What to do: Copy out the lines that include the word "image".

Information shown:

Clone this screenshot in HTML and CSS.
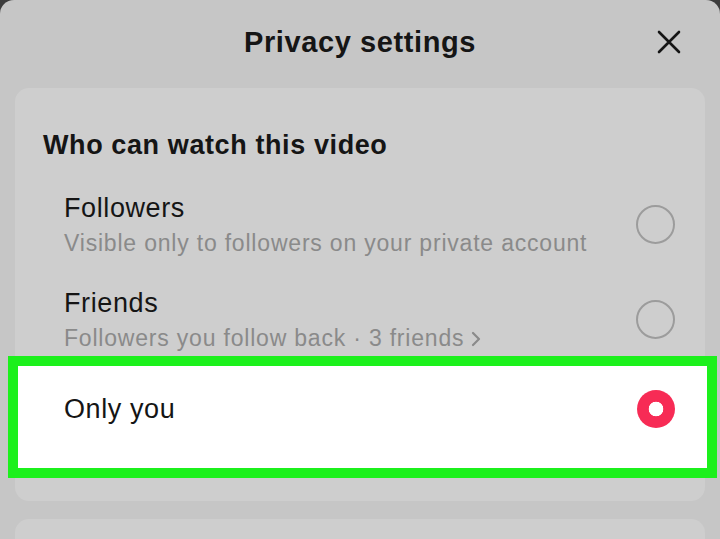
FILE: index.html
```html
<!DOCTYPE html>
<html lang="en">
<head>
<meta charset="utf-8">
<title>Privacy settings</title>
<link rel="stylesheet" href="styles.css">
</head>
<body>
<div class="sheet">
  <header class="header">
    <h1 class="title">Privacy settings</h1>
    <button class="close" aria-label="Close">
      <svg width="26" height="26" viewBox="0 0 26 26"><path d="M3 3 L23 23 M23 3 L3 23" stroke="#151515" stroke-width="2.6" stroke-linecap="round" fill="none"/></svg>
    </button>
  </header>
  <section class="card">
    <h2 class="heading">Who can watch this video</h2>
    <div class="option">
      <div class="text">
        <div class="opt-title">Followers</div>
        <div class="opt-sub">Visible only to followers on your private account</div>
      </div>
      <span class="radio"></span>
    </div>
    <div class="option">
      <div class="text">
        <div class="opt-title">Friends</div>
        <div class="opt-sub">Followers you follow back · 3 friends <svg class="chev" width="12" height="18" viewBox="0 0 12 18"><path d="M3 3 L9 9 L3 15" stroke="#8a8a8a" stroke-width="2.2" fill="none" stroke-linecap="round" stroke-linejoin="round"/></svg></div>
      </div>
      <span class="radio"></span>
    </div>
    <div class="option selected">
      <div class="text">
        <div class="opt-title">Only you</div>
      </div>
      <span class="radio on"></span>
    </div>
  </section>
  <section class="card next"></section>
</div>
</body>
</html>
```
FILE: styles.css
```css
html, body {
  margin: 0;
  padding: 0;
  background: #3c3c3c;
}
body {
  width: 720px;
  height: 539px;
  overflow: hidden;
  font-family: "Liberation Sans", Arial, sans-serif;
  color: #151515;
}
.sheet {
  height: 539px;
  background: #c6c6c6;
  border-radius: 14px 14px 0 0;
  overflow: hidden;
}
.header {
  height: 88px;
  display: flex;
  align-items: center;
  justify-content: center;
  position: relative;
}
.title {
  margin: 0 0 3px;
  font-size: 29px;
  font-weight: bold;
  letter-spacing: 0.6px;
}
.close {
  position: absolute;
  right: 38px;
  top: 29px;
  width: 26px;
  height: 26px;
  padding: 0;
  border: 0;
  background: none;
  display: flex;
}
.card {
  margin: 0 15px;
  background: #cecece;
  border-radius: 14px;
  padding: 40px 0 23px;
}
.heading {
  margin: 0 0 16px 28px;
  font-size: 27px;
  line-height: 34px;
  font-weight: bold;
  letter-spacing: 0.6px;
}
.option {
  display: flex;
  align-items: center;
  justify-content: space-between;
  padding: 13px 30px 0 49px;
}
.option + .option {
  margin-top: 12px;
}
.text {
  display: flex;
  flex-direction: column;
}
.opt-title {
  font-size: 27px;
  line-height: 35px;
  letter-spacing: 0.6px;
}
.opt-sub {
  font-size: 23px;
  line-height: 35px;
  color: #8a8a8a;
  letter-spacing: 0.8px;
  display: flex;
  align-items: center;
  gap: 6px;
}
.radio {
  width: 35px;
  height: 35px;
  border: 2px solid #9c9c9c;
  border-radius: 50%;
  flex: none;
  margin-top: -3px;
}
.option.selected {
  box-sizing: border-box;
  margin: 0 -12px 0 -7px;
  background: #ffffff;
  border: 10px solid #1cf01c;
  height: 122px;
  padding: 0 32px 16px 46px;
  align-items: center;
}
.option.selected .opt-title {
  line-height: 34px;
}
.radio.on {
  width: 38px;
  height: 38px;
  margin-top: 0;
  border: 0;
  background: radial-gradient(circle, #ffffff 0 7px, #f72b55 7.6px);
}
.card.next {
  margin-top: 18px;
  height: 60px;
  padding: 0;
}
```
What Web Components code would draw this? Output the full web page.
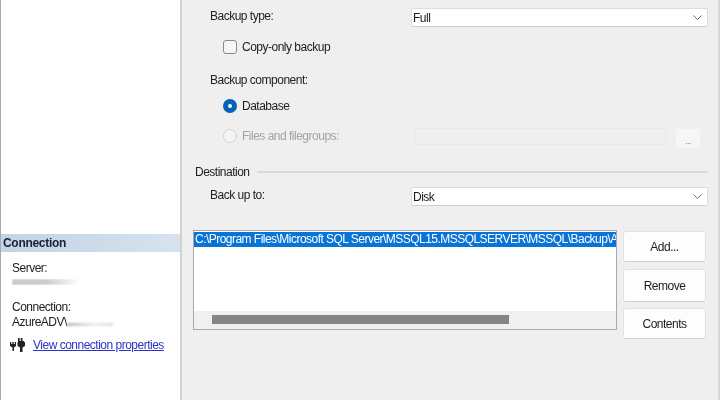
<!DOCTYPE html>
<html>
<head>
<meta charset="utf-8">
<style>
    html, body { margin: 0; height: 100%; overflow: hidden; }
    body { font: 12px "Liberation Sans", Arial, sans-serif; letter-spacing: -.5px; color: #222; background: #efefef; }
</style>
</head>
<body>
<backup-dialog></backup-dialog>
<script>
class ComboBox extends HTMLElement {
    constructor() {
        super();
        this.attachShadow({ mode: 'open' });
        this.shadowRoot.innerHTML = `
            <style>
                :host {
                    display: flex;
                    align-items: center;
                    justify-content: space-between;
                    width: 297px;
                    height: 19px;
                    box-sizing: border-box;
                    padding: 0 5px 0 1px;
                    background: #fff;
                    border: 1px solid #dcdcdc;
                    border-bottom-color: #cfcfcf;
                    border-radius: 2px;
                    color: #1c1c1c;
                }
                svg { display: block; }
            </style>
            <slot></slot>
            <svg width="9" height="5" viewBox="0 0 9 5"><path d="M.5.5 4.500 4.500 8.500.5" fill="none" stroke="#707070"/></svg>
        `;
    }
}
customElements.define('combo-box', ComboBox);

class CheckBox extends HTMLElement {
    constructor() {
        super();
        this.attachShadow({ mode: 'open' });
        this.shadowRoot.innerHTML = `
            <style>
                :host { display: flex; align-items: center; gap: 5px; }
                i { width: 12px; height: 12px; border: 1px solid #8a8a8a; border-radius: 3px; background: #f6f6f6; }
            </style>
            <i></i><slot></slot>
        `;
    }
}
customElements.define('check-box', CheckBox);

class RadioOption extends HTMLElement {
    constructor() {
        super();
        this.attachShadow({ mode: 'open' });
        this.shadowRoot.innerHTML = `
            <style>
                :host { display: flex; align-items: center; gap: 5px; }
                i { width: 12px; height: 12px; border: 1px solid #8a8a8a; border-radius: 50%; background: #f6f6f6; display: block; }
                :host([checked]) i { width: 4px; height: 4px; border: 5px solid #0563b5; background: #fff; }
                :host([disabled]) { color: #a2a2a2; }
                :host([disabled]) i { border-color: #d4d4d4; background: #f4f4f4; }
            </style>
            <i></i><slot></slot>
        `;
    }
}
customElements.define('radio-option', RadioOption);

class PushButton extends HTMLElement {
    constructor() {
        super();
        this.attachShadow({ mode: 'open' });
        this.shadowRoot.innerHTML = `
            <style>
                :host {
                    display: flex;
                    align-items: center;
                    justify-content: center;
                    box-sizing: border-box;
                    background: #fdfdfd;
                    border: 1px solid #e2e2e2;
                    border-bottom-color: #cfcfcf;
                    border-radius: 3px;
                    color: #1c1c1c;
                }
            </style>
            <slot></slot>
        `;
    }
}
customElements.define('push-button', PushButton);

class ConnectionPanel extends HTMLElement {
    constructor() {
        super();
        this.attachShadow({ mode: 'open' });
        this.shadowRoot.innerHTML = `
            <style>
                :host {
                    display: block;
                    box-sizing: border-box;
                    height: 400px;
                    padding-top: 234px;
                    background: #fff;
                    border-left: 1px solid #a9a9a9;
                    border-right: 2px solid #d2d2d2;
                    color: #222;
                }
                h2 {
                    margin: 0;
                    height: 18px;
                    padding-left: 2px;
                    font: bold 12px/18px "Liberation Sans", Arial, sans-serif;
                    letter-spacing: -.3px;
                    color: #14233a;
                    background: linear-gradient(90deg, #c3d3e3, #d6e3ef);
                }
                .info { padding: 9px 0 0 11px; line-height: 15px; }
                .info div { height: 15px; }
                .gap { margin-top: 9px; }
                .smudge { display: inline-block; vertical-align: middle; filter: blur(.8px); }
                .server {
                    width: 68px; height: 6px; margin-top: -3px;
                    background: repeating-linear-gradient(90deg, #a8a8a8 0 1px, #ececec 1px 2px);
                    -webkit-mask-image: linear-gradient(90deg, #000 50%, #0000);
                }
                .user { width: 46px; height: 3px; margin-top: 4px; background: linear-gradient(90deg, #b8b8b8, #eee 60%, #ddd); }
                .link-row { display: flex; align-items: center; gap: 7px; padding: 7px 0 0 9px; }
                a { color: #2a35c8; text-decoration: underline; }
                svg { display: block; }
            </style>
            <h2>Connection</h2>
            <div class="info">
                <div>Server:</div>
                <div><span class="smudge server"></span></div>
                <div class="gap">Connection:</div>
                <div>AzureADV\\<span class="smudge user"></span></div>
            </div>
            <div class="link-row">
                <svg width="16" height="15" viewBox="0 0 16 15" fill="#222">
                    <path d="M0 5h1.200v2h1.100V5h1.400v2h1.100V5H6v4L4 10.500V14H2.500V10.500L0 9z"/>
                    <path d="M8 1h1.700v3h1.100V1h1.700v3h1.500v1H15v4l-2.500 1.500V15H10v-4.500L7.500 9V5H8z"/>
                </svg>
                <a href="#">View connection properties</a>
            </div>
        `;
    }
}
customElements.define('connection-panel', ConnectionPanel);

class DestinationList extends HTMLElement {
    constructor() {
        super();
        this.attachShadow({ mode: 'open' });
        this.shadowRoot.innerHTML = `
            <style>
                :host {
                    display: flex;
                    flex-direction: column;
                    box-sizing: border-box;
                    width: 424px;
                    height: 100px;
                    background: #fff;
                    border: 1px solid #a8a8b0;
                    overflow: hidden;
                }
                .rows { flex: 1; min-height: 0; padding-top: 1px; }
                .row {
                    height: 15px;
                    line-height: 15px;
                    padding-left: 1px;
                    background: #0a74d6;
                    color: #fff;
                    letter-spacing: -.53px;
                    white-space: nowrap;
                    overflow: hidden;
                }
                .track { height: 18px; padding: 4px 0 0 18px; box-sizing: border-box; background: #f0f0f0; }
                .thumb { width: 297px; height: 9px; background: #858585; }
            </style>
            <div class="rows"><div class="row"><slot></slot></div></div>
            <div class="track"><div class="thumb"></div></div>
        `;
    }
}
customElements.define('destination-list', DestinationList);

class BackupForm extends HTMLElement {
    constructor() {
        super();
        this.attachShadow({ mode: 'open' });
        this.shadowRoot.innerHTML = `
            <style>
                :host {
                    display: block;
                    box-sizing: border-box;
                    height: 400px;
                    padding: 8px 0 0 11px;
                    border-right: 2px solid #d6d6d6;
                    background: #efefef;
                    color: #222;
                }
                .field { display: grid; grid-template-columns: 201px auto; align-items: center; margin-left: 17px; justify-content: start; }
                .field span { position: relative; top: -2px; }
                .indent { margin-left: 30px; }
                .title { margin-left: 17px; height: 15px; line-height: 15px; }
                .files { display: grid; grid-template-columns: 192px 251px 26px; column-gap: 0; align-items: start; height: 21px; }
                .files radio-option { height: 16px; }
                .input { height: 17px; box-sizing: border-box; border: 1px solid #e9e9e9; background: #efefef; }
                .more {
                    height: 21px; width: 26px; margin-left: 9px; background: #f6f6f6; border: 1px solid #f0f0f0; box-sizing: border-box;
                    border-radius: 2px; color: #888; font-size: 9px; line-height: 24px; text-align: center;
                }
                .dest { display: flex; align-items: center; gap: 7px; height: 15px; margin: 0 10px 0 2px; }
                .dest i { flex: 1; height: 2px; background: #d9d9d9; }
                .bottom { display: flex; margin-top: 24px; }
                .buttons { display: flex; flex-direction: column; margin: 1px 0 0 6px; }
                .buttons push-button { width: 83px; }
            </style>
            <div class="field"><span>Backup type:</span><combo-box>Full</combo-box></div>
            <check-box class="indent" style="margin-top:12px;height:16px">Copy-only backup</check-box>
            <div class="title" style="margin-top:18px">Backup component:</div>
            <radio-option class="indent" checked style="margin-top:10px;height:16px">Database</radio-option>
            <div class="files indent" style="margin-top:14px">
                <radio-option disabled>Files and filegroups:</radio-option>
                <div class="input"></div>
                <div class="more">...</div>
            </div>
            <div class="dest" style="margin-top:15px">Destination<i></i></div>
            <div class="field" style="margin-top:8px"><span>Back up to:</span><combo-box>Disk</combo-box></div>
            <div class="bottom">
                <destination-list>C:\\Program Files\\Microsoft SQL Server\\MSSQL15.MSSQLSERVER\\MSSQL\\Backup\\A</destination-list>
                <div class="buttons">
                    <push-button style="height:31px">Add...</push-button>
                    <push-button style="height:33px;margin-top:7px">Remove</push-button>
                    <push-button style="height:31px;margin-top:6px">Contents</push-button>
                </div>
            </div>
        `;
    }
}
customElements.define('backup-form', BackupForm);

class BackupDialog extends HTMLElement {
    constructor() {
        super();
        this.attachShadow({ mode: 'open' });
        this.shadowRoot.innerHTML = `
            <style>
                :host { display: grid; grid-template-columns: 182px 538px; width: 720px; height: 400px; filter: blur(.3px); }
            </style>
            <connection-panel></connection-panel>
            <backup-form></backup-form>
        `;
    }
}
customElements.define('backup-dialog', BackupDialog);
</script>
</body>
</html>
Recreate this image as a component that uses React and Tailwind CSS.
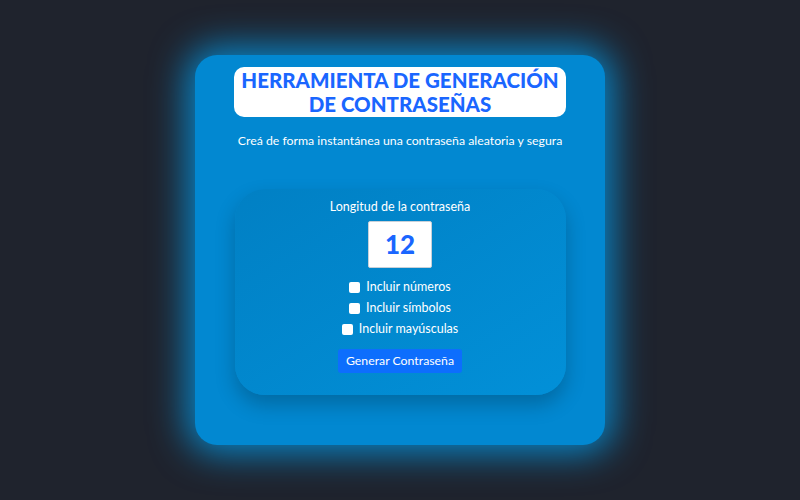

Reply to the exercise:
                    -webkit-mask-image: linear-gradient(90deg, #000 50%, #0000);
Recreate this image as a component that uses React and Tailwind CSS.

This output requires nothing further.